In 2008, of eighteen students, only three found Levi the more plausible; in 2012, of twenty-one students, three again found Levi more plausible. Which means to me that reasonable judgment is still losing ground.
In cheating the public, hucksters cheat themselves out of their real stories. James Frey must’ve fought to get sober before A Million Little Pieces; just not in the ways he alleged. No doubt he suffered like hell, but he somehow deluded himself that his real misery wasn’t bad enough—or maybe his real character wasn’t macho enough, or nice enough to warrant scrutiny. But any addict’s overhaul is a nightmare. Surely his true story would’ve been worth a read.
Truth is less set in stone now, more mutable. We know better than ever that people lie like crazy. They probably lied a lot before, too, but now cameras and a watchdog media seem way more adroit at catching out their lies. With the web, we’ve got more people trying to track down the adulterer or photograph the drunk celebrity who’s fallen off the wagon.
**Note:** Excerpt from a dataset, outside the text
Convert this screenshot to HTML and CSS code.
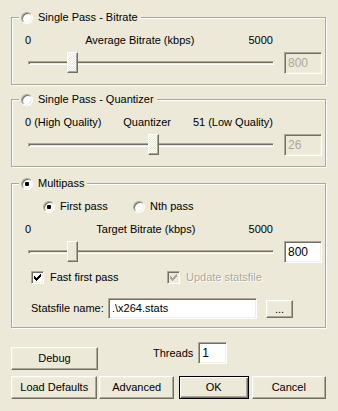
FILE: index.html
```html
<!DOCTYPE html>
<html lang="en">
  <head>
    <meta charset="UTF-8" />
    <title>x264 Configuration</title>
    <link rel="stylesheet" href="styles.css">
  </head>
  <body>
    <div class="dialog">
      <section class="group">
        <div class="legend"><span class="radio"></span>Single Pass - Bitrate</div>
        <div class="scale">
          <span>0</span>
          <span class="scale-mid">Average Bitrate (kbps)</span>
          <span class="scale-end">5000</span>
        </div>
        <div class="slider-row">
          <div class="slider">
            <div class="track"></div>
            <div class="thumb off" style="left: 39px"></div>
          </div>
          <div class="edit num off">800</div>
        </div>
      </section>

      <section class="group second">
        <div class="legend"><span class="radio"></span>Single Pass - Quantizer</div>
        <div class="scale">
          <span>0 (High Quality)</span>
          <span class="scale-mid">Quantizer</span>
          <span class="scale-end">51 (Low Quality)</span>
        </div>
        <div class="slider-row">
          <div class="slider">
            <div class="track"></div>
            <div class="thumb off" style="left: 120px"></div>
          </div>
          <div class="edit num off">26</div>
        </div>
      </section>

      <section class="group multipass">
        <div class="legend"><span class="radio on"></span>Multipass</div>
        <div class="passes">
          <label class="option first"><span class="radio on"></span>First pass</label>
          <label class="option"><span class="radio"></span>Nth pass</label>
        </div>
        <div class="scale">
          <span>0</span>
          <span class="scale-mid shifted">Target Bitrate (kbps)</span>
          <span class="scale-end">5000</span>
        </div>
        <div class="slider-row">
          <div class="slider">
            <div class="track"></div>
            <div class="thumb" style="left: 39px"></div>
          </div>
          <div class="edit num">800</div>
        </div>
        <div class="checks">
          <label class="option fast">
            <span class="check">
              <svg width="7" height="7" viewBox="0 0 7 7" shape-rendering="crispEdges"><path d="M0 2h1v3H0z M1 3h1v3H1z M2 4h1v3H2z M3 3h1v3H3z M4 2h1v3H4z M5 1h1v3H5z M6 0h1v3H6z" fill="#000"/></svg>
            </span>Fast first pass
          </label>
          <label class="option dim">
            <span class="check off">
              <svg width="7" height="7" viewBox="0 0 7 7" shape-rendering="crispEdges"><path d="M0 2h1v3H0z M1 3h1v3H1z M2 4h1v3H2z M3 3h1v3H3z M4 2h1v3H4z M5 1h1v3H5z M6 0h1v3H6z" fill="#aca899"/></svg>
            </span>Update statsfile
          </label>
        </div>
        <div class="stats">
          <span class="stats-label">Statsfile name:</span>
          <div class="edit path">.\x264.stats</div>
          <button class="btn browse">...</button>
        </div>
      </section>

      <div class="actions">
        <button class="btn wide debug">Debug</button>
        <span class="threads-label">Threads</span>
        <div class="edit threads">1</div>
      </div>
      <div class="actions bottom">
        <button class="btn wide">Load Defaults</button>
        <button class="btn advanced">Advanced</button>
        <button class="btn ok">OK</button>
        <button class="btn cancel">Cancel</button>
      </div>
    </div>
  </body>
</html>
```

FILE: styles.css
```css
body {
  margin: 0;
  width: 338px;
  height: 411px;
  background: #ece9d8;
  color: #000;
  font-family: "Liberation Sans", Arial, sans-serif;
  font-size: 11px;
  line-height: 13px;
  overflow: hidden;
}
.dialog {
  padding: 17px 12px 0 11px;
}
.group {
  box-sizing: border-box;
  height: 68px;
  border: 1px solid #aca899;
  box-shadow: inset 1px 1px #fff, 1px 1px #fff;
}
.second {
  margin-top: 14px;
}
.multipass {
  margin-top: 16px;
  height: 145px;
}
.legend {
  display: flex;
  align-items: center;
  gap: 5px;
  width: fit-content;
  height: 13px;
  margin: -7px 0 0 7px;
  padding: 0 3px 0 2px;
  background: #ece9d8;
}
.radio {
  box-sizing: border-box;
  width: 12px;
  height: 12px;
  display: flex;
  align-items: center;
  justify-content: center;
  border-radius: 50%;
  border: 1px solid;
  border-color: #aca899 #fff #fff #aca899;
  box-shadow: inset 1px 1px #716f64, inset -1px -1px #f1efe2;
  background: #fff;
  flex: none;
}
.radio.on::after {
  content: "";
  width: 4px;
  height: 4px;
  border-radius: 1px;
  background: #000;
}
.scale {
  display: flex;
  margin-top: 10px;
  padding: 0 52px 0 13px;
  white-space: nowrap;
}
.scale-mid,
.scale-end {
  margin-left: auto;
}
.shifted {
  padding-left: 12px;
}
.slider-row {
  display: flex;
  margin-top: 5px;
  padding-left: 16px;
}
.slider {
  position: relative;
  width: 246px;
  height: 22px;
}
.track {
  box-sizing: border-box;
  height: 4px;
  margin-top: 9px;
  border: 1px solid;
  border-color: #aca899 #fff #fff #aca899;
  box-shadow: inset 1px 1px #716f64;
}
.thumb {
  position: absolute;
  top: 0;
  box-sizing: border-box;
  width: 11px;
  height: 21px;
  border: 1px solid;
  border-color: #fff #716f64 #716f64 #fff;
  box-shadow: inset -1px -1px #aca899;
  background: #ece9d8;
}
.thumb.off {
  background: repeating-conic-gradient(#fff 0 25%, #ece9d8 0 50%) 0 0 / 2px 2px;
}
.edit {
  box-sizing: border-box;
  height: 22px;
  padding: 0 3px;
  display: flex;
  align-items: center;
  border: 1px solid;
  border-color: #aca899 #fff #fff #aca899;
  box-shadow: inset 1px 1px #716f64, inset -1px -1px #f1efe2;
  background: #fff;
  white-space: nowrap;
}
.num {
  width: 38px;
  margin-left: 10px;
  font-size: 12px;
}
.edit.off {
  background: #ece9d8;
  color: #aca899;
}
.passes {
  display: flex;
  margin-top: 10px;
  padding-left: 31px;
}
.option {
  display: flex;
  align-items: center;
  gap: 5px;
  height: 13px;
  white-space: nowrap;
}
.first {
  width: 90px;
}
.checks {
  display: flex;
  margin-top: 8px;
  padding-left: 19px;
}
.fast {
  width: 136px;
  gap: 6px;
}
.dim {
  color: #aca899;
  text-shadow: 1px 1px #fff;
  gap: 6px;
}
.check {
  box-sizing: border-box;
  width: 13px;
  height: 13px;
  display: flex;
  align-items: center;
  justify-content: center;
  border: 1px solid;
  border-color: #aca899 #fff #fff #aca899;
  box-shadow: inset 1px 1px #716f64, inset -1px -1px #f1efe2;
  background: #fff;
  flex: none;
}
.check.off {
  background: #ece9d8;
}
.stats {
  display: flex;
  align-items: center;
  margin-top: 14px;
  padding-left: 19px;
}
.stats-label {
  width: 77px;
  white-space: nowrap;
}
.path {
  width: 149px;
  height: 21px;
  padding-left: 3px;
  font-size: 11px;
}
.btn {
  box-sizing: border-box;
  height: 23px;
  padding: 0;
  border: 1px solid;
  border-color: #fff #716f64 #716f64 #fff;
  box-shadow: inset -1px -1px #aca899, inset 1px 1px #f1efe2;
  background: #ece9d8;
  color: #000;
  font: inherit;
  text-align: center;
}
.browse {
  width: 27px;
  height: 18px;
  margin-left: 9px;
  line-height: 10px;
}
.actions {
  display: flex;
  align-items: flex-start;
  margin-top: 14px;
}
.bottom {
  margin-top: 6px;
}
.wide {
  width: 87px;
}
.debug {
  margin-top: 5px;
}
.threads-label {
  margin: 5px 0 0 55px;
}
.threads {
  width: 29px;
  margin-left: 5px;
  font-size: 12px;
}
.advanced {
  width: 75px;
  margin-left: 2px;
}
.ok {
  width: 70px;
  margin-left: 5px;
  border: 1px solid #000;
  box-shadow: inset 1px 1px #fff, inset -1px -1px #716f64, inset -2px -2px #aca899;
}
.cancel {
  width: 75px;
  margin-left: 3px;
}
```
We also often believe all manner of horse dookey based on prevailing winds—family denial systems stay impregnable based on that tendency. Or we’re swept up in a tale we want to believe. Millions of perfectly bright readers get drawn in and duped by bullshit stories. I fell for Lillian Hellman’s self-aggrandizing tales in Pentimento, until Mary McCarthy—known as a rigorous truth seeker—told Dick Cavett’s television audience, “Every word out of her mouth is a lie, including and and the.” Nothing protects us against practiced liars and hucksters; nothing ever will.